= SOURCE DATA =
____

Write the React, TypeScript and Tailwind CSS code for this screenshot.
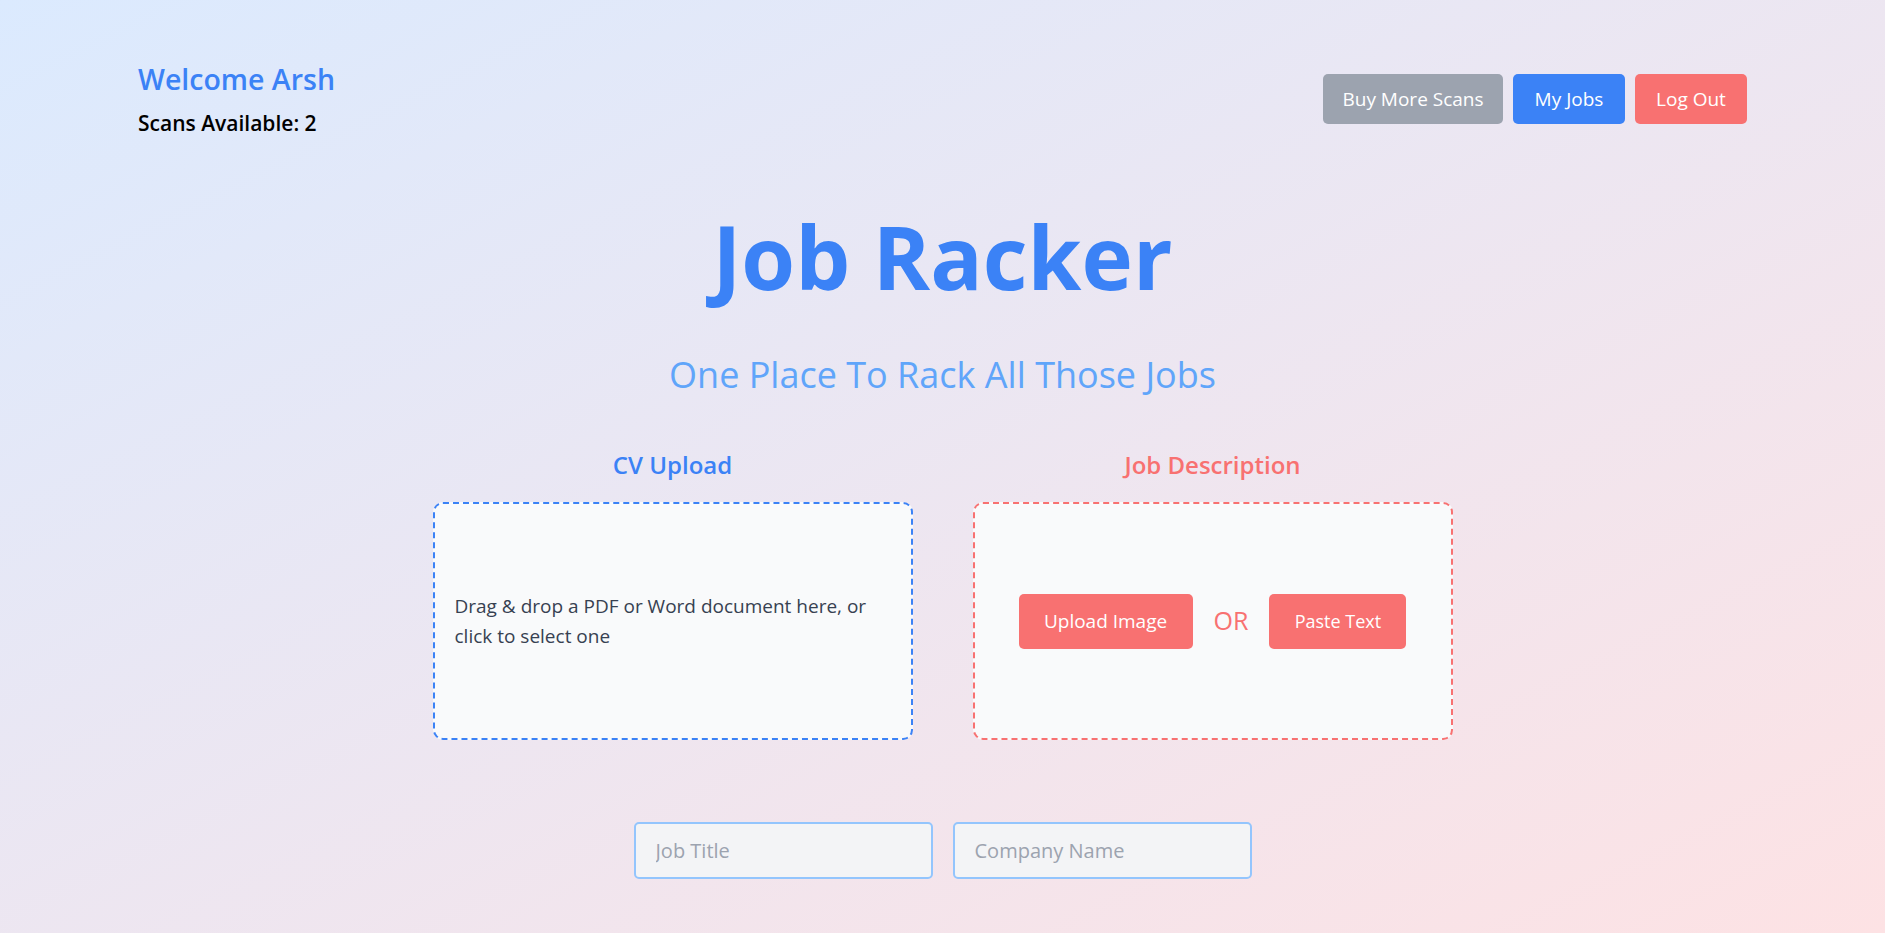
import React from "react";

function Header() {
  return (
    <div className="flex items-center justify-between px-[138px] pt-[59px]">
      <div className="flex flex-col">
        <h2 className="text-[28.5px] leading-[40px] font-semibold text-[#3b82f6]">Welcome Arsh</h2>
        <p className="mt-[8px] text-[21px] leading-[32px] font-semibold text-black">Scans Available: 2</p>
      </div>
      <div className="flex items-center gap-[10px]">
        <button className="h-[50px] w-[180px] rounded-[5px] bg-[#9ca3af] text-white text-[19px]">Buy More Scans</button>
        <button className="h-[50px] w-[112px] rounded-[5px] bg-[#3b82f6] text-white text-[19px]">My Jobs</button>
        <button className="h-[50px] w-[112px] rounded-[5px] bg-[#f87171] text-white text-[19px]">Log Out</button>
      </div>
    </div>
  );
}

function CvUpload() {
  return (
    <div className="flex flex-col items-center w-[480px]">
      <h3 className="text-[24px] leading-[35px] font-semibold text-[#3b82f6]">CV Upload</h3>
      <div className="mt-[20px] w-full h-[238px] flex items-center px-[20px] rounded-[10px] border-2 border-dashed border-[#3b82f6] bg-[#f9fafb] cursor-pointer">
        <p className="text-[19px] leading-[30px] text-[#374151]">
          Drag &amp; drop a PDF or Word document here, or click to select one
        </p>
      </div>
    </div>
  );
}

function JobDescription() {
  return (
    <div className="flex flex-col items-center w-[480px]">
      <h3 className="text-[24px] leading-[35px] font-semibold text-[#f87171]">Job Description</h3>
      <div className="mt-[20px] w-full h-[238px] flex items-center justify-center gap-[21px] rounded-[10px] border-2 border-dashed border-[#f87171] bg-[#f9fafb]">
        <button className="h-[55px] w-[174px] rounded-[5px] bg-[#f87171] text-white text-[19px]">Upload Image</button>
        <span className="text-[25px] text-[#f87171]">OR</span>
        <button className="h-[55px] w-[137px] rounded-[5px] bg-[#f87171] text-white text-[18px]">Paste Text</button>
      </div>
    </div>
  );
}

export default function App() {
  return (
    <div className="min-h-screen w-full bg-linear-to-br from-[#dbeafe] to-[#fde2e4] font-['Open_Sans',sans-serif] pb-[54px]">
      <Header />
      <div className="flex flex-col items-center">
        <h1 className="mt-[67px] text-[87px] leading-[100px] font-bold text-[#3b82f6]">Job Racker</h1>
        <p className="mt-[45px] text-[36px] leading-[48px] text-[#60a5fa]">One Place To Rack All Those Jobs</p>
        <div className="mt-[48px] flex gap-[60px]">
          <CvUpload />
          <JobDescription />
        </div>
        <div className="mt-[82px] flex gap-[20px]">
          <input
            placeholder="Job Title"
            className="h-[57px] w-[299px] px-[20px] rounded-[5px] border-2 border-[#93c5fd] bg-[#f3f4f6] text-[20px] placeholder:text-[#9ca3af] outline-none"
          />
          <input
            placeholder="Company Name"
            className="h-[57px] w-[299px] px-[20px] rounded-[5px] border-2 border-[#93c5fd] bg-[#f3f4f6] text-[20px] placeholder:text-[#9ca3af] outline-none"
          />
        </div>
      </div>
    </div>
  );
}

____

= THE REQUEST =
Write out exactly the lines between the start of the data and the line with "import React from", including both, but none of the pictures.

= FINISHED EXERCISE =
Write the React, TypeScript and Tailwind CSS code for this screenshot.
import React from "react";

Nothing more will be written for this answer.